┌─ TASK INPUTS

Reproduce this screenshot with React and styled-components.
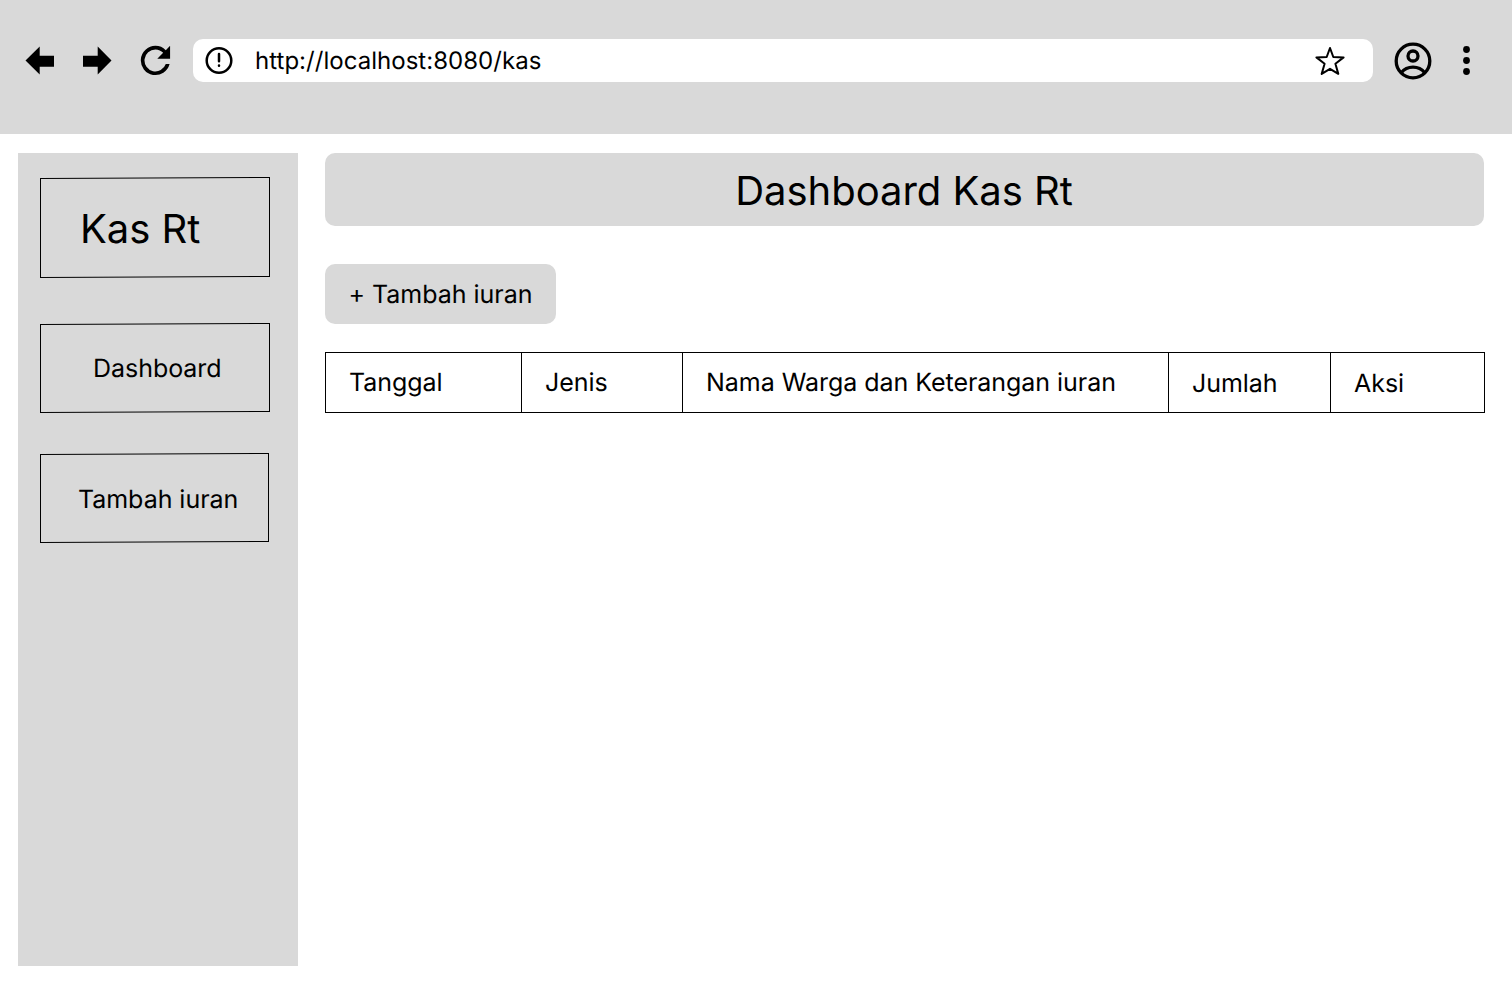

└─
┌─ TASK INPUTS

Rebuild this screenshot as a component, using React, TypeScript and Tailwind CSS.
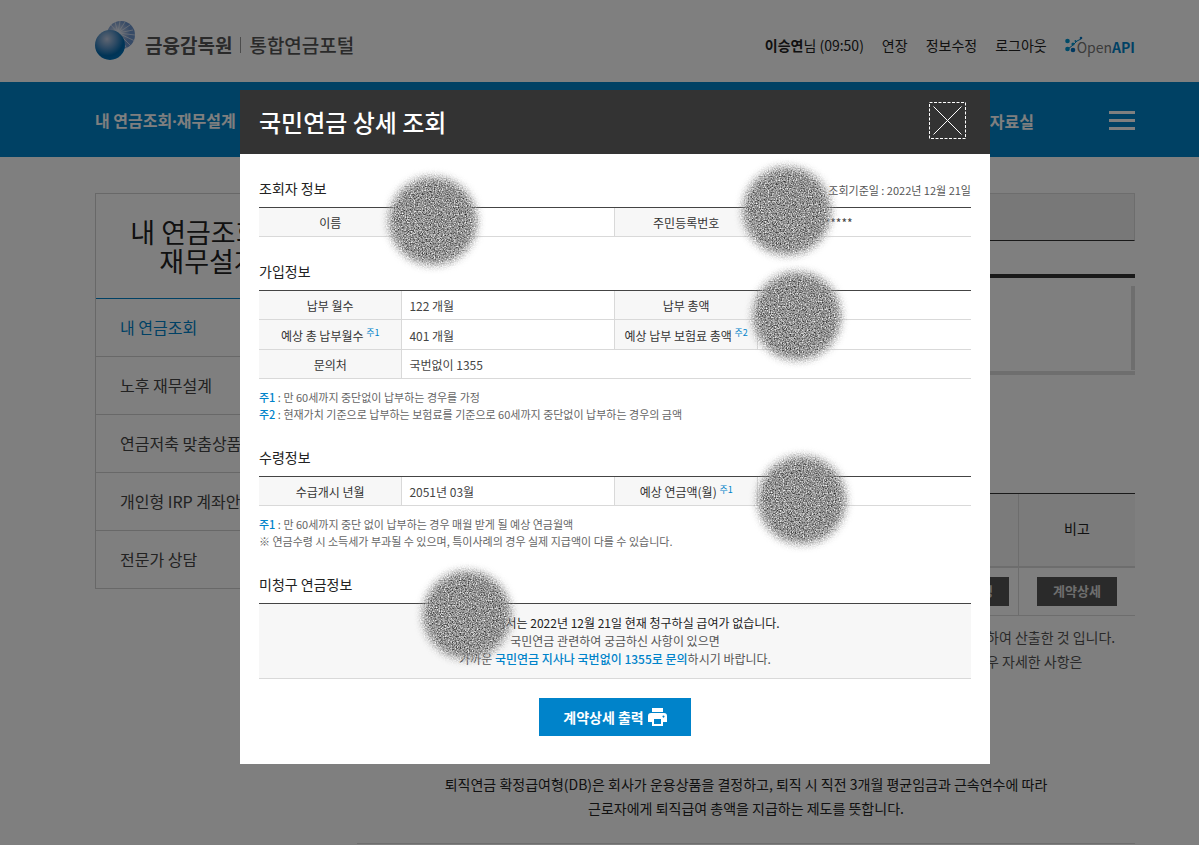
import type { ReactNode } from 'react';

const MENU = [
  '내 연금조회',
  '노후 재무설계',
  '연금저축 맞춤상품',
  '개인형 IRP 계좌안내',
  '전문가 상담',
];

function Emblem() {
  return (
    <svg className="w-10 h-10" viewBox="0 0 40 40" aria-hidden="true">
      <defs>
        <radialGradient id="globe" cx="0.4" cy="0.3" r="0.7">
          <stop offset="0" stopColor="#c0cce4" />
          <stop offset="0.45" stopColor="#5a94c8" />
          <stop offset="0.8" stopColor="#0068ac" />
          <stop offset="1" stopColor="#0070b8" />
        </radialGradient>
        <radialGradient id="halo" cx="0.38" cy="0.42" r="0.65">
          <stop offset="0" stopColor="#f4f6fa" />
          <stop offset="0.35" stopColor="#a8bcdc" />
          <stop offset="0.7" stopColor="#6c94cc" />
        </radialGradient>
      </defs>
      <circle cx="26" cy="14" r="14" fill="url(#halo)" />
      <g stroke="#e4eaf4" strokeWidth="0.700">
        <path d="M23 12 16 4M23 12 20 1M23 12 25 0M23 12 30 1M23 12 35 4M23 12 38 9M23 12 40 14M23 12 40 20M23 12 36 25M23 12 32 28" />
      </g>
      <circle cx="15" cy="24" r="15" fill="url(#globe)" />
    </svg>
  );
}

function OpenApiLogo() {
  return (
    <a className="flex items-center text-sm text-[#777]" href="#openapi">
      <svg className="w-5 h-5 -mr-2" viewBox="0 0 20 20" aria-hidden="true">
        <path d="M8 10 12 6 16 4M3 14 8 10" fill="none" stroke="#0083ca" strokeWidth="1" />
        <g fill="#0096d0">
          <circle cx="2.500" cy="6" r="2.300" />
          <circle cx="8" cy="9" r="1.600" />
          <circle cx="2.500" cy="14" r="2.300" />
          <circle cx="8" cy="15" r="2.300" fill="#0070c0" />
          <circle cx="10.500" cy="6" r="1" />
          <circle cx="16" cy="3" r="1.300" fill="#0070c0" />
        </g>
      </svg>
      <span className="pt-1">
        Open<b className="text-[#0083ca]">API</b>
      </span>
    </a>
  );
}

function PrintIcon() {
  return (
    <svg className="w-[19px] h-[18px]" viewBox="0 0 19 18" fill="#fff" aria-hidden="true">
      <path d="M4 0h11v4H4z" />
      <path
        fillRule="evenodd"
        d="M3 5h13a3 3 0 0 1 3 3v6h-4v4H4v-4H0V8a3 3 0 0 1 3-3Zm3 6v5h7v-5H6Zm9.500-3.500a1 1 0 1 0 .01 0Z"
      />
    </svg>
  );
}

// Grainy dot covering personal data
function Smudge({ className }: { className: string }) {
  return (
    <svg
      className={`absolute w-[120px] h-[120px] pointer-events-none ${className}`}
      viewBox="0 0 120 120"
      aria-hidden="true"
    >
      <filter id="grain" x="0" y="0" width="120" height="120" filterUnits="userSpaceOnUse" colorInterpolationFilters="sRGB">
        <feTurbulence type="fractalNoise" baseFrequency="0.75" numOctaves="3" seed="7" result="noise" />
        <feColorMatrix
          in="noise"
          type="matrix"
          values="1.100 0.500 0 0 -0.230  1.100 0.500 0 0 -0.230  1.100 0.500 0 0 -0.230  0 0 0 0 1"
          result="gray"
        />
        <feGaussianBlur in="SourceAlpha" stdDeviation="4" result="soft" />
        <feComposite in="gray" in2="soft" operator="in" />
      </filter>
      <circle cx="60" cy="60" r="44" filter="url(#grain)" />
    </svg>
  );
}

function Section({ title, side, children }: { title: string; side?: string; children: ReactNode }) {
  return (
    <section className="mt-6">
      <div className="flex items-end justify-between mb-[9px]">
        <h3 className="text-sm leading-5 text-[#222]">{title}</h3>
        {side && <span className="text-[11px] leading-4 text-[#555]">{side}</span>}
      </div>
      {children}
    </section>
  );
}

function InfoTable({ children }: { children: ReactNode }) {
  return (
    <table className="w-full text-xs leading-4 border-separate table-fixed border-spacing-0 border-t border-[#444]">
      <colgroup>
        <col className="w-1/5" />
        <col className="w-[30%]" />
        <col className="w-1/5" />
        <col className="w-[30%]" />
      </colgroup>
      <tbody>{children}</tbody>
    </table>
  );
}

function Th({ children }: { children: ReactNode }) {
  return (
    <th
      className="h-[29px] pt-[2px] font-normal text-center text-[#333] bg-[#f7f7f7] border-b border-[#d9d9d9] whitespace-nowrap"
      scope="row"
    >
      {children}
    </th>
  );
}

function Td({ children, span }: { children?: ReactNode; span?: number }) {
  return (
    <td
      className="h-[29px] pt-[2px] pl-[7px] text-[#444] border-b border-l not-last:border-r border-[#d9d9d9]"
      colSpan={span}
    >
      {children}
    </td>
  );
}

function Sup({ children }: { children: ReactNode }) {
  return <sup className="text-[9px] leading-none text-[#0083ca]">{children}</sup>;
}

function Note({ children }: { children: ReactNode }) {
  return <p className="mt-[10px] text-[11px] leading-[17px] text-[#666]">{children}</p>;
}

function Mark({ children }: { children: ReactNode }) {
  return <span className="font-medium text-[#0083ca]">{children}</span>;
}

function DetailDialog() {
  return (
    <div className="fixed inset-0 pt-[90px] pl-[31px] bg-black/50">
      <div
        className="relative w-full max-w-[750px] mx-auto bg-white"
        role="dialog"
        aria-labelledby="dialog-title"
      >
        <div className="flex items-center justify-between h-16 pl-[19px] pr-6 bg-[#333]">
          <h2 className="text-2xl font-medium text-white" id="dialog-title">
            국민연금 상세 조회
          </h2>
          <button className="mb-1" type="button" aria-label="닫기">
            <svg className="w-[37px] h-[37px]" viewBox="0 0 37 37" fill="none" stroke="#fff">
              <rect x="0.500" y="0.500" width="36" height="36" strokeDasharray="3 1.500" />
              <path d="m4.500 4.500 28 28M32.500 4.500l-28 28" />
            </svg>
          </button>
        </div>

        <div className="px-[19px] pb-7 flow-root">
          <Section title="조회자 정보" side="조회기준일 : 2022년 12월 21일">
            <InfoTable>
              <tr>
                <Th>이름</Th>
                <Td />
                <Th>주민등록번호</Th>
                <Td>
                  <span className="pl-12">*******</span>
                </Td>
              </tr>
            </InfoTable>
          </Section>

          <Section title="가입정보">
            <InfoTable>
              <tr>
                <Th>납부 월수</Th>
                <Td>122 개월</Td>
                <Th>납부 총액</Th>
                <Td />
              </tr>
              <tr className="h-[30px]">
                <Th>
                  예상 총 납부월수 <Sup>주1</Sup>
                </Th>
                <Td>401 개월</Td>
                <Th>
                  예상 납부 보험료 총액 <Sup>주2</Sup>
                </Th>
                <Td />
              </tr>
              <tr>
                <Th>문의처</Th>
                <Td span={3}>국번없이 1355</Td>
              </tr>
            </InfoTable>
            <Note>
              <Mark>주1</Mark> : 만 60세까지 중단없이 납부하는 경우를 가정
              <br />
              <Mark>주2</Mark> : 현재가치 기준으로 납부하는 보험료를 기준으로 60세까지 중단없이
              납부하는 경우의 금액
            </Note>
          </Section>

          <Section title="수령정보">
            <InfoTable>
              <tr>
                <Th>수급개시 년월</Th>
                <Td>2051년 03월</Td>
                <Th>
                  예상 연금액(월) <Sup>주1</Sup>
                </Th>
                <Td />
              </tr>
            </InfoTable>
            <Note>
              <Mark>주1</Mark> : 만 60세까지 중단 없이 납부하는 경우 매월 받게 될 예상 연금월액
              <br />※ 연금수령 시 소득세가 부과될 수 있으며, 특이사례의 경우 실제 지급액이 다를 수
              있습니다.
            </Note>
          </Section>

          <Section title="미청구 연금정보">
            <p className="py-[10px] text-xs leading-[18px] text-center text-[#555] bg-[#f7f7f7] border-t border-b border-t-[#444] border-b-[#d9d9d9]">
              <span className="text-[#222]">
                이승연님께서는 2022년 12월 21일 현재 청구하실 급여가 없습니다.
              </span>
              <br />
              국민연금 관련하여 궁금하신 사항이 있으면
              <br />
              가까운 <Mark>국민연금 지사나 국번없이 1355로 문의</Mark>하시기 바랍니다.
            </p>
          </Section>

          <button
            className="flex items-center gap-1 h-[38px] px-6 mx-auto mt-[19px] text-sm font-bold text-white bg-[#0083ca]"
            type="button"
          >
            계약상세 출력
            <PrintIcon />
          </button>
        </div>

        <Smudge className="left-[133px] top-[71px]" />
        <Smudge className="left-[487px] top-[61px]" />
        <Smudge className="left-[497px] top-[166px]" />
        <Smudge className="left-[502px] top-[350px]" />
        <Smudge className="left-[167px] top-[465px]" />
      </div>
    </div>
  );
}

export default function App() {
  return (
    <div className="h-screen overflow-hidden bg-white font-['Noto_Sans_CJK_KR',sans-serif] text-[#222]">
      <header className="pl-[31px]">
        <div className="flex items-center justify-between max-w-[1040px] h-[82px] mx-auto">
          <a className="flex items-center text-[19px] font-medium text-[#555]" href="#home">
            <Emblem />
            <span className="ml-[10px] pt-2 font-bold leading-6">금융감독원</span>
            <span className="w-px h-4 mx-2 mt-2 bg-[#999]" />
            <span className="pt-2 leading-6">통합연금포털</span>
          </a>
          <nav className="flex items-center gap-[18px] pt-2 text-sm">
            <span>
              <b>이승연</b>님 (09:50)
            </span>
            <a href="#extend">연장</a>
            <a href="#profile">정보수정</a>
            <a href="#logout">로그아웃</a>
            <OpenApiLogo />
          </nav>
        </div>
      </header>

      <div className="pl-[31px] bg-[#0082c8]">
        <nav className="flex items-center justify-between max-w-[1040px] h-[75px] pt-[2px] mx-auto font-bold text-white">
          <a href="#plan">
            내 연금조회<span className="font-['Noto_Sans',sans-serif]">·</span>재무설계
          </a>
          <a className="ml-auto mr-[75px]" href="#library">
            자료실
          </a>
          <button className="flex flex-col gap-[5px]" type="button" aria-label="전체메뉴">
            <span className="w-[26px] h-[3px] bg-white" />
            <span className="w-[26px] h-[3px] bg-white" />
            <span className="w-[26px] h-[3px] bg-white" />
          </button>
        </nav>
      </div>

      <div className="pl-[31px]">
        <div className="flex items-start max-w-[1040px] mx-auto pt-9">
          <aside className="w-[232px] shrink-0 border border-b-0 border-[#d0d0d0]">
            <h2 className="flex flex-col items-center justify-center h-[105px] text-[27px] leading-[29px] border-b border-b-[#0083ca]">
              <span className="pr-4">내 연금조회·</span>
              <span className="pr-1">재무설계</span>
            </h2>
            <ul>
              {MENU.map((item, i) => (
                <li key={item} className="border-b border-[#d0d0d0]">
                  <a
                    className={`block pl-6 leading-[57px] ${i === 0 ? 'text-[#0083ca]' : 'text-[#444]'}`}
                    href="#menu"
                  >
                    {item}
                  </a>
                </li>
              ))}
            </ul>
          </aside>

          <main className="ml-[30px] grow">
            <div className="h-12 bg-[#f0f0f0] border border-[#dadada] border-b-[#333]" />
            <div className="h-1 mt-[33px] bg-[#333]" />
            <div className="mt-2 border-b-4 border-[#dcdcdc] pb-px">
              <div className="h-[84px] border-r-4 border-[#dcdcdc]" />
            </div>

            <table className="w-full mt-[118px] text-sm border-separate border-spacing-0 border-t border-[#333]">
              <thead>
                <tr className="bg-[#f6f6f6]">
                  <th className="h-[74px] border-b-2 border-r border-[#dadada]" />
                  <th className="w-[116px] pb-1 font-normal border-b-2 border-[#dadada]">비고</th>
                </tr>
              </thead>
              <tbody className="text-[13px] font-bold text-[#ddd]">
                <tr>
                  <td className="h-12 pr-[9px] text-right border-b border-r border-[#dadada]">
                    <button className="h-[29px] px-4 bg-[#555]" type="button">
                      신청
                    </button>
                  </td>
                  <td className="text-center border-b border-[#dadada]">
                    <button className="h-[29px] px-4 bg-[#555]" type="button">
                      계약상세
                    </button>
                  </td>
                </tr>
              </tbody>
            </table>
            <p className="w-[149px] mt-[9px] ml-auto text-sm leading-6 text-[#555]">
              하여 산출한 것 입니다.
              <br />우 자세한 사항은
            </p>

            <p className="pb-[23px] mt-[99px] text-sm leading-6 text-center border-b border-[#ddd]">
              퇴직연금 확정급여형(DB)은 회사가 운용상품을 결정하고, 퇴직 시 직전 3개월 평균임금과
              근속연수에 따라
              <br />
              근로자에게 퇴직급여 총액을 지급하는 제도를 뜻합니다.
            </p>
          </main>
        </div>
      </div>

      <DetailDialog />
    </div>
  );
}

└─

WHAT YOU ARE ASKED TO DO
Pull out every line above that holds the word "screenshot".

THE OUTPUT
Reproduce this screenshot with React and styled-components.
Rebuild this screenshot as a component, using React, TypeScript and Tailwind CSS.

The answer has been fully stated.